Hi Ian. If we stick with one version with relaxed=False, then the parallel and sequential implementations would really be identical, so we could just modify the existing class. We can indeed use n_jobs like Scikit-learn, with default value 1, so the behavior won't change (apart from edge cases with relaxed=True). I think that dropping relaxed=True is good also from the point of code complexity, because, as you are saying, it is not documented and also should not have a noticable impact on results anyway, I think.
I will make a PR with my changes soon. Also another question - should we make joblib a required dependency? I think that this should not be problematic, since Scikit-learn, XGBoost, LightGBM etc. require it anyway.

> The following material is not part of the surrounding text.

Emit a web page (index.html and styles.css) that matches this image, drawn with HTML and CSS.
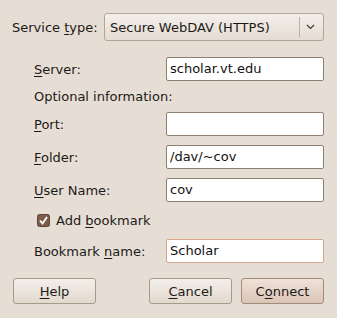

As a related note, what do you think about rewriting parts of SAGE to Cython? I tried optimizing a few loops with Numpy, but didn't get any improvements. Cython would definitely help here, and it does not require any code changes apart from moving the most compute-heavy functions to another module, compiling and calling them from regular classes. This would be almost identical to Scikit-learn in this regard.
Setting n_jobs=1 as a default argument sounds like the right approach. And making joblib a required dependency seems like a good idea to me - like you said, it should be harmless since so many packages already require it.

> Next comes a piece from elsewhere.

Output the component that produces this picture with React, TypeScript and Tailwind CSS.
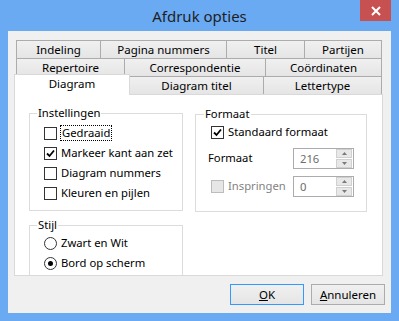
import React from "react";

const font = { fontFamily: '"Noto Sans", "Liberation Sans", sans-serif' };

function Tab({ label, w, first, h = "h-[19px]" }: { label: string; w: string; first?: boolean; h?: string }) {
  return (
    <div
      className={`${w} ${h} ${first ? "" : "-ml-px"} flex items-center justify-center border border-[#acacac] bg-gradient-to-b from-[#f0f0f0] to-[#e5e5e5] text-[11.5px] text-black leading-none`}
    >
      {label}
    </div>
  );
}

function Check({ checked, disabled }: { checked?: boolean; disabled?: boolean }) {
  return (
    <div
      className={`w-[13px] h-[13px] flex items-center justify-center border ${
        disabled ? "border-[#bcbcbc] bg-[#e6e6e6]" : "border-[#333333] bg-white"
      }`}
    >
      {checked && (
        <svg width="9" height="9" viewBox="0 0 9 9">
          <path d="M1 4.5 L3.5 7 L8 1.5" fill="none" stroke="#000" strokeWidth="1.8" />
        </svg>
      )}
    </div>
  );
}

function Radio({ checked }: { checked?: boolean }) {
  return (
    <div className="w-[13px] h-[13px] rounded-full border border-[#333333] bg-white flex items-center justify-center">
      {checked && <div className="w-[5px] h-[5px] rounded-full bg-black" />}
    </div>
  );
}

function Spin({ value }: { value: string }) {
  return (
    <div className="w-[61px] h-[21px] border border-[#acacac] bg-white flex items-center">
      <span className="flex-1 pl-[6px] text-[#6d6d6d] leading-none">{value}</span>
      <div className="flex flex-col w-[16px] h-[19px] mr-px gap-px">
        <div className="flex-1 border border-[#d0d0d0] bg-[#e8e8e8] flex items-center justify-center">
          <svg width="5" height="3" viewBox="0 0 5 3">
            <path d="M0 3 L2.5 0 L5 3 Z" fill="#7a7a7a" />
          </svg>
        </div>
        <div className="flex-1 border border-[#d0d0d0] bg-[#e8e8e8] flex items-center justify-center">
          <svg width="5" height="3" viewBox="0 0 5 3">
            <path d="M0 0 L2.5 3 L5 0 Z" fill="#7a7a7a" />
          </svg>
        </div>
      </div>
    </div>
  );
}

export default function App() {
  return (
    <div className="w-[399px] h-[321px] bg-[#6aaaf3] flex flex-col overflow-hidden" style={font}>
      {/* Title bar */}
      <div className="relative h-[31px] flex items-center justify-center">
        <span className="text-[15px] text-[#1e1e1e] leading-none mt-[1px]">Afdruk opties</span>
        <div className="absolute right-[8px] top-0 w-[31px] h-[21px] bg-[#c75050] flex items-center justify-center">
          <svg width="10" height="10" viewBox="0 0 10 10">
            <path d="M1 1 L9 9 M9 1 L1 9" stroke="#fff" strokeWidth="2" />
          </svg>
        </div>
      </div>

      {/* Client area */}
      <div className="mx-[8px] h-[282px] bg-[#f0f0f0] pt-[9px] pl-[6px] flex flex-col">
        {/* Tabs */}
        <div className="flex ml-[2px]">
          <Tab label="Indeling" w="w-[85px]" first />
          <Tab label="Pagina nummers" w="w-[127px]" />
          <Tab label="Titel" w="w-[79px]" />
          <Tab label="Partijen" w="w-[78px]" />
        </div>
        <div className="flex ml-[2px] -mt-px">
          <Tab label="Repertoire" w="w-[109px]" first />
          <Tab label="Correspondentie" w="w-[142px]" />
          <Tab label="Coördinaten" w="w-[117px]" />
        </div>
        <div className="flex items-end h-[20px] -mt-[3px]">
          <div className="relative z-10 w-[116px] h-[21px] -mb-px border border-b-0 border-[#d9d9d9] bg-white flex justify-center pt-[2px] text-[11.5px] leading-[14px]">
            Diagram
          </div>
          <Tab label="Diagram titel" w="w-[135px]" h="h-[18px] border-b-0" />
          <Tab label="Lettertype" w="w-[119px]" h="h-[18px] border-b-0" />
        </div>

        {/* Panel */}
        <div className="w-[369px] h-[182px] border border-[#d9d9d9] bg-white overflow-hidden flex gap-[12px] pl-[14px] pt-[10px] text-[11.25px] text-black">
          <div className="flex flex-col gap-[6px] w-[154px] shrink-0">
            <fieldset className="border border-[#dcdcdc] h-[106px] shrink-0">
              <legend className="ml-[7px] px-[1px] leading-[16px]">Instellingen</legend>
              <div className="pt-[2px] pl-[14px] flex flex-col">
                <div className="h-[20px] flex items-center gap-[3px]">
                  <Check />
                  <span className="border border-dotted border-black px-[1px] leading-[14px]">Gedraaid</span>
                </div>
                <div className="h-[20px] flex items-center gap-[4px]">
                  <Check checked />
                  <span>Markeer kant aan zet</span>
                </div>
                <div className="h-[20px] flex items-center gap-[4px]">
                  <Check />
                  <span>Diagram nummers</span>
                </div>
                <div className="h-[20px] flex items-center gap-[4px]">
                  <Check />
                  <span>Kleuren en pijlen</span>
                </div>
              </div>
            </fieldset>
            <fieldset className="border border-[#dcdcdc] h-[70px] shrink-0">
              <legend className="ml-[7px] px-[1px] leading-[16px]">Stijl</legend>
              <div className="pl-[14px] flex flex-col">
                <div className="h-[20px] flex items-center gap-[4px]">
                  <Radio />
                  <span>Zwart en Wit</span>
                </div>
                <div className="h-[20px] flex items-center gap-[4px]">
                  <Radio checked />
                  <span>Bord op scherm</span>
                </div>
              </div>
            </fieldset>
          </div>

          <fieldset className="border border-[#dcdcdc] w-[172px] h-[106px] mt-px shrink-0">
            <legend className="ml-[8px] px-[1px] leading-[16px]">Formaat</legend>
            <div className="pl-[15px] pr-[12px] flex flex-col">
              <div className="h-[20px] flex items-center gap-[4px]">
                <Check checked />
                <span>Standaard formaat</span>
              </div>
              <div className="mt-[6px] h-[21px] flex items-center justify-between">
                <span className="-ml-[3px]">Formaat</span>
                <Spin value="216" />
              </div>
              <div className="mt-[7px] h-[21px] flex items-center justify-between">
                <div className="flex items-center gap-[4px]">
                  <Check disabled />
                  <span className="text-[#838383]">Inspringen</span>
                </div>
                <Spin value="0" />
              </div>
            </div>
          </fieldset>
        </div>

        {/* Buttons */}
        <div className="flex justify-end gap-[7px] pr-[6px] mt-[8px] text-[11.5px]">
          <div className="w-[74px] h-[21px] border border-[#3399ff] bg-gradient-to-b from-[#f0f0f0] to-[#e5e5e5] flex items-center justify-center leading-none">
            <span><span className="underline">O</span>K</span>
          </div>
          <div className="w-[74px] h-[21px] border border-[#acacac] bg-gradient-to-b from-[#f0f0f0] to-[#e5e5e5] flex items-center justify-center leading-none">
            <span><span className="underline">A</span>nnuleren</span>
          </div>
        </div>
      </div>
    </div>
  );
}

As for shifting some of the implementation to Cython, I think that's a great idea as well. I would be very interested to see what kind of speedup that provides. I don't have any experience with this, is this also something you would be comfortable trying? I appreciate all these ideas!
I don't have much experience with Cython, but I've read it and I wrote a "Hello world" some time ago. After I make the joblib PR, I will try to work on this.
Okay, so it would be new for you as well. Well I appreciate your willingness to look into this, I'll be happy to help in any way I can.